Skills and Technical Training
Recognising that education must also translate into livelihood, OITF will support skills acquisition and technical training—vocational pathways, apprenticeships, and job-ready learning—especially for youths and women. The aim is to enable practical competence, entrepreneurship, and employability.
Purpose: To invest in human capital by removing barriers to education, strengthening capacity, and building skilled, confident individuals who can drive sustainable progress for their families and communities.
- Community Infrastructure Development
Community Infrastructure Development is OITF’s long-term institutional programme designed to build the physical and operational structures that communities need to function, grow, and thrive—beginning with Ogbona first. The programme is anchored on a simple principle: development must be durable and organised, not reactive or temporary. OITF therefore prioritises infrastructure that strengthens coordination, improves productivity, and enables sustainable service delivery.
Office and Coordination Hubs
OITF will establish modest but functional community coordination hubs—spaces that serve as programme offices, planning centres, volunteer coordination points, and service delivery anchors. These hubs will support record-keeping, beneficiary verification, stakeholder engagement, and structured programme implementation. They also provide a stable interface for partners, donors, and development agencies seeking credible local collaboration.
Agricultural Infrastructure

To support food security and local productivity, the Foundation will develop and enable agricultural infrastructure that strengthens value chains and reduces post-harvest losses.
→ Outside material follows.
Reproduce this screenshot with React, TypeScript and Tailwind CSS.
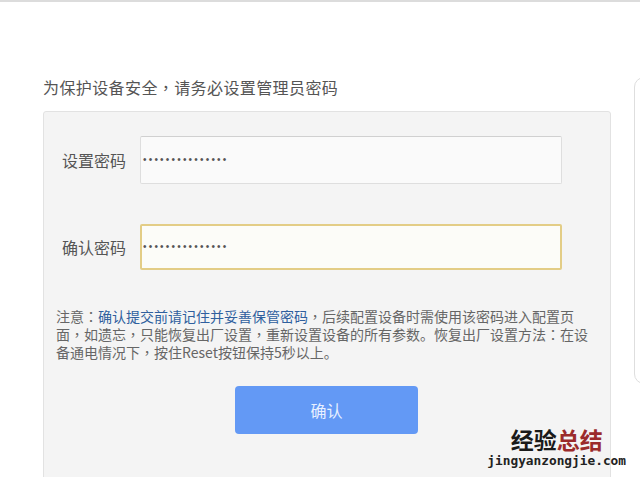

This may include storage solutions, aggregation points, basic processing support, farm access facilitation, and operational structures that improve agricultural efficiency and community resilience. The goal is to shift from subsistence limitations to organized community production capacity.
Development Partnerships
OITF will pursue development partnerships with government agencies, corporate organizations, diaspora institutions, NGOs, and international partners to co-design and co-fund infrastructure interventions. These partnerships will be guided by clear governance, accountability mechanisms, and measurable outcomes—ensuring projects are not only built but maintained and responsibly managed.
Purpose: To build enduring structures, not temporary relief — creating the institutional backbone and development assets that communities can rely on for years, not days.